Время пребывания в лагере было для религиозного философа Лосева, который в 1929 был тайно пострижен в монахи, чрезвычайным испытанием, и даже кризисом его веры. Успокоительная формула о царящей повсюду божественной любви звучит для него теперь, как «издевка и злобный сарказм» (19.2.1932, S.32). Сомнения во всемогуществе и благости Божиих уже нельзя более унять мыслью, и по временам они вызывают «черную бурю протеста, жалобы и прямо-таки восстания против вышних сил» (31.12.1931, S.24). Валентина Лосева также сознается, что ей трудно молиться, потому что «ум и сердце молчат». Однако страданию мужа в настоящем она противоставляет идею будущего: «В минуты крайней боли, тупого окаменения души» она прибегает к доверию: «Я доверяю, хотя теперь я еще не понимаю. Я верю, что некогда буду понимать» (1.4.1932, S.111 и 112). Ее доверие судьбе не обманет ее. В 1932 году Алексей Лосев, к этому времени почти совершенно ослепший, и его жена были переведены в «Белбалтлаг» на Белом море, год спустя освобождены, так что они смогли продолжить воплощать совместный проект жизни, труда и веры.
Официальная книга о лагерях. Апология и умолчание: «Беломорско-Балтийский Канал имени Сталина. История строительства»
В то время как лагеря позднесталинской эпохи были тщательно отгорожены от внешнего мира, исправительно-трудовой лагерь на Беломорско-Балтийском канале и одноименная стройка, - впрочем, бывший первой и последней затеей подобного рода, - регулярно рекламировался в стране и за рубежом[48]. Лагерь, как это ни странно, представлял себя двойником наружного советского мира: Лагерная газета «Перековка» хотя и не могла циркулировать вне границ лагеря, однако по оформлению, стиле и рубрикам подражала официальным газетам, таким, как «Правда». Здесь были приказы и редакционные статьи, сообщения рабкоров, отчеты об успехах и самокритика, а также шахматный уголок.

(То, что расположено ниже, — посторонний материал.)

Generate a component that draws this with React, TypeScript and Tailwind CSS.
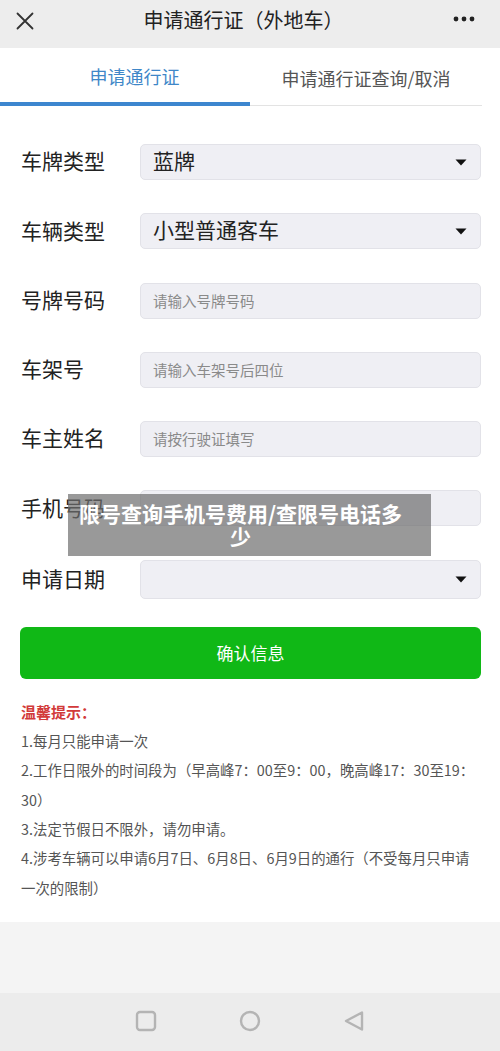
import React from "react";

const font = { fontFamily: '"Noto Sans CJK SC", "Noto Sans", sans-serif' };

function Caret() {
  return (
    <svg width="12" height="7" viewBox="0 0 12 7" className="shrink-0">
      <path d="M0.5 0.5h11L6 6.5z" fill="#111" />
    </svg>
  );
}

interface RowProps {
  label: string;
  value?: string;
  placeholder?: string;
  select?: boolean;
  tall?: boolean;
}

function Row({ label, value, placeholder, select, tall }: RowProps) {
  return (
    <div className="flex items-center pl-[21px] pr-[19px]">
      <div className="w-[119px] -translate-y-[1px] text-[21px] text-[#222]">{label}</div>
      <div
        className={`flex flex-1 items-center justify-between rounded-[5px] border border-[#e2e2e8] bg-[#efeff4] pl-[12px] pr-[13px] ${
          tall ? "h-[39px]" : "h-[36px]"
        }`}
      >
        {value ? (
          <span className="-translate-y-[2px] text-[21px] leading-none text-[#222]">{value}</span>
        ) : (
          <span className="text-[14.5px] text-[#8a8a8a]">{placeholder}</span>
        )}
        {select && <Caret />}
      </div>
    </div>
  );
}

export default function App() {
  const tips = [
    "1.每月只能申请一次",
    "2.工作日限外的时间段为（早高峰7：00至9：00，晚高峰17：30至19：30）",
    "3.法定节假日不限外，请勿申请。",
    "4.涉考车辆可以申请6月7日、6月8日、6月9日的通行（不受每月只申请一次的限制）",
  ];

  return (
    <div className="relative flex h-[1051px] w-[500px] flex-col bg-white" style={font}>
      {/* top bar */}
      <div className="flex h-[48px] items-center justify-between bg-[#ededed] px-[16px]">
        <svg width="18" height="18" viewBox="0 0 18 18" className="-translate-y-[3px]">
          <path d="M1.5 1.5l15 15M16.5 1.5l-15 15" stroke="#333" strokeWidth="1.8" strokeLinecap="round" />
        </svg>
        <div className="pb-[9px] text-[20px] text-[#222]">申请通行证（外地车）</div>
        <svg width="22" height="6" viewBox="0 0 22 6" className="mr-[9px] -translate-y-[5px]">
          <circle cx="3" cy="3" r="2.4" fill="#222" />
          <circle cx="11" cy="3" r="2.4" fill="#222" />
          <circle cx="19" cy="3" r="2.4" fill="#222" />
        </svg>
      </div>

      {/* tabs */}
      <div className="flex h-[58px] pr-[18px]">
        <div className="flex w-[250px] items-center justify-center border-b-[4px] border-[#3d86cf] pl-[19px] pt-[2px] text-[18px] text-[#3f87c8]">
          申请通行证
        </div>
        <div className="flex flex-1 items-center justify-center border-b border-[#e3e3e3] pt-[4px] text-[18px] text-[#555]">
          申请通行证查询/取消
        </div>
      </div>

      {/* form */}
      <div className="flex flex-col gap-[33.3px] pt-[38px]">
        <Row label="车牌类型" value="蓝牌" select />
        <Row label="车辆类型" value="小型普通客车" select />
        <Row label="号牌号码" placeholder="请输入号牌号码" />
        <Row label="车架号" placeholder="请输入车架号后四位" />
        <Row label="车主姓名" placeholder="请按行驶证填写" />
        <Row label="手机号码" placeholder="" />
        <Row label="申请日期" select tall />
      </div>

      <div className="pl-[20px] pr-[19px] pt-[28px]">
        <button className="flex h-[52px] w-full items-center justify-center rounded-[6px] bg-[#10b816] text-[17px] text-white">
          确认信息
        </button>
      </div>

      {/* tips */}
      <div className="pl-[21px] pr-[22px] pt-[18px] text-[14.4px] leading-[29.3px] text-[#555]">
        <div className="text-[15px] font-bold text-[#d23a3a]">温馨提示：</div>
        {tips.map((t) => (
          <div key={t}>{t}</div>
        ))}
      </div>

      <div className="mt-[20px] flex-1 bg-[#f4f4f4]" />

      {/* system nav */}
      <div className="flex h-[58px] items-center justify-center gap-[82px] bg-[#ececec] pb-[2px]">
        <svg width="22" height="22" viewBox="0 0 22 22">
          <rect x="2" y="2" width="18" height="18" rx="3" fill="none" stroke="#b4b4b4" strokeWidth="2.4" />
        </svg>
        <svg width="22" height="22" viewBox="0 0 22 22">
          <circle cx="11" cy="11" r="9" fill="none" stroke="#b4b4b4" strokeWidth="2.4" />
        </svg>
        <svg width="22" height="22" viewBox="0 0 22 22">
          <path d="M19 2.5v17L3 11z" fill="none" stroke="#b4b4b4" strokeWidth="2.4" strokeLinejoin="round" />
        </svg>
      </div>

      {/* watermark overlay */}
      <div className="absolute left-[68px] top-[494px] w-[363px] bg-[rgba(110,110,110,0.7)] pl-[3px] pr-[21px] py-[8px] text-center text-[21px] font-bold leading-[23px] text-white">
        限号查询手机号费用/查限号电话多少
      </div>
    </div>
  );
}
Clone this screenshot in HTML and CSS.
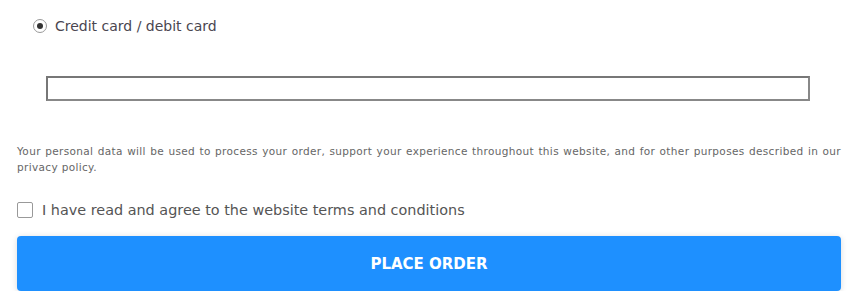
FILE: index.html
```html
<!DOCTYPE html>
<html lang="en">
<head>
  <meta charset="UTF-8" />
  <title>Checkout</title>
  <link rel="stylesheet" href="styles.css">
</head>
<body>
  <div id="payment">
    <label class="method">
      <span class="radio"><span class="dot"></span></span>
      <span class="method-name">Credit card / debit card</span>
    </label>

    <div class="card-box">
      <div class="card-field"></div>
    </div>
  </div>

  <p class="privacy">Your personal data will be used to process your order, support your experience throughout this website, and for other purposes described in our privacy policy.</p>

  <label class="terms">
    <span class="check"></span>
    <span>I have read and agree to the website terms and conditions</span>
  </label>

  <button class="place-order">PLACE ORDER</button>
</body>
</html>
```

FILE: styles.css
```css
* { box-sizing: border-box; }
body {
  margin: 0;
  padding: 0 13px 0 17px;
  font-family: "DejaVu Sans", sans-serif;
  color: #555;
  background: #fff;
}

/* ===== Metoda płatności ===== */
#payment { padding: 17px 0 0 16px; }
.method { display: flex; align-items: center; gap: 8px; height: 18px; }
.radio {
  width: 14px; height: 14px; border-radius: 50%;
  border: 1px solid #999; background: #fff;
  display: flex; align-items: center; justify-content: center;
}
.dot { width: 6px; height: 6px; border-radius: 50%; background: #333; }
.method-name { font-size: 14px; color: #4a4650; }

.card-box { padding: 41px 31px 0 13px; }
.card-field {
  height: 25px;
  border: 2px solid #777;
  border-right-color: #888;
  border-bottom-color: #888;
  background: #fff;
}

/* ===== Dane osobowe ===== */
.privacy {
  margin: 42px 0 0;
  font-size: 10.5px;
  letter-spacing: 0.35px;
  line-height: 16px;
  color: #666;
  text-align: justify;
}

.terms { display: flex; align-items: center; gap: 9px; margin-top: 27px; font-size: 14.4px; color: #555; }
.check { width: 16px; height: 16px; border: 1px solid #999; border-radius: 2px; background: #fff; }

.place-order {
  display: block; width: 100%;
  margin-top: 18px;
  height: 55px;
  border: none; border-radius: 4px;
  background: #1e90ff;
  color: #fff;
  font-family: inherit; font-weight: bold; font-size: 15px;
  box-shadow: 0 1px 6px rgba(0,0,0,.15);
  cursor: pointer;
}
```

Культурно-воспитательный отдел – обычный и в лагерях более позднего времени – широким спектром своей деятельности от научных докладов до оперетт имитировал «обычную» культурную жизнь[49]. Но труд и карьера также были организованы в соответствии с принятыми «на воле» структурами: Между рабочими бригадами было объявлено социалистическое соревнование, ударников или стахановцев не только отмечали за их услуги на досках почета, но и питались они за отдельными столами под лозунгом «Лучшим работникам – лучшая еда», между тем как «бездельников, лодырей и лентяев» клеймили позором[50]. Хороших работников премировали наградами, некоторых заключенных, как например «ударника» Дмитрия Лихачева в 1932 году, освобождали досрочно. Многие другие освободились, когда в августе 1933 года канал был в срок и за рекордное время – двадцать месяцев – построен.
«Каналоармейцы» - почетное название, сознательно напоминавшее о солдатах Красной Армии, но скрывавшие эксплуатацию и принудительный труд, - должны были вести героическую борьбу: с враждебной природой, которую приходилось одолевать чуть ли не голыми руками, но также и борьбу с собственной сопротивляющейся психикой. Если они успешно выдерживали борьбу со своим темным прошлым и с исправленным и очищенным сознанием вступали в «строй светлого будущего», даже преступники могли стать товарищами[51]. Однако большевистская уголовная педагогика считала способными совершить такой поворот только «социально близких» людей, которые под воздействием среды или обстоятельств попали на ложный путь, но не политических заключенных, которые считались «классово чуждыми»[52]. Убеждение в возможности формирования человека кристаллизовалось в идею «перековки»: Человеческий материал нужно было «перековать». Эту трансформацию возможно было осуществить только благодаря чекистам, которые с «железной логикой и дисциплиной[53]» вели своих подопечных к жизни по-советски. Однако этот проект сделался пропагандистски применимой внутри страны и за ее пределами моделью только благодаря тому подтверждению, даже поэтическому апофеозу, который он получил от литературы.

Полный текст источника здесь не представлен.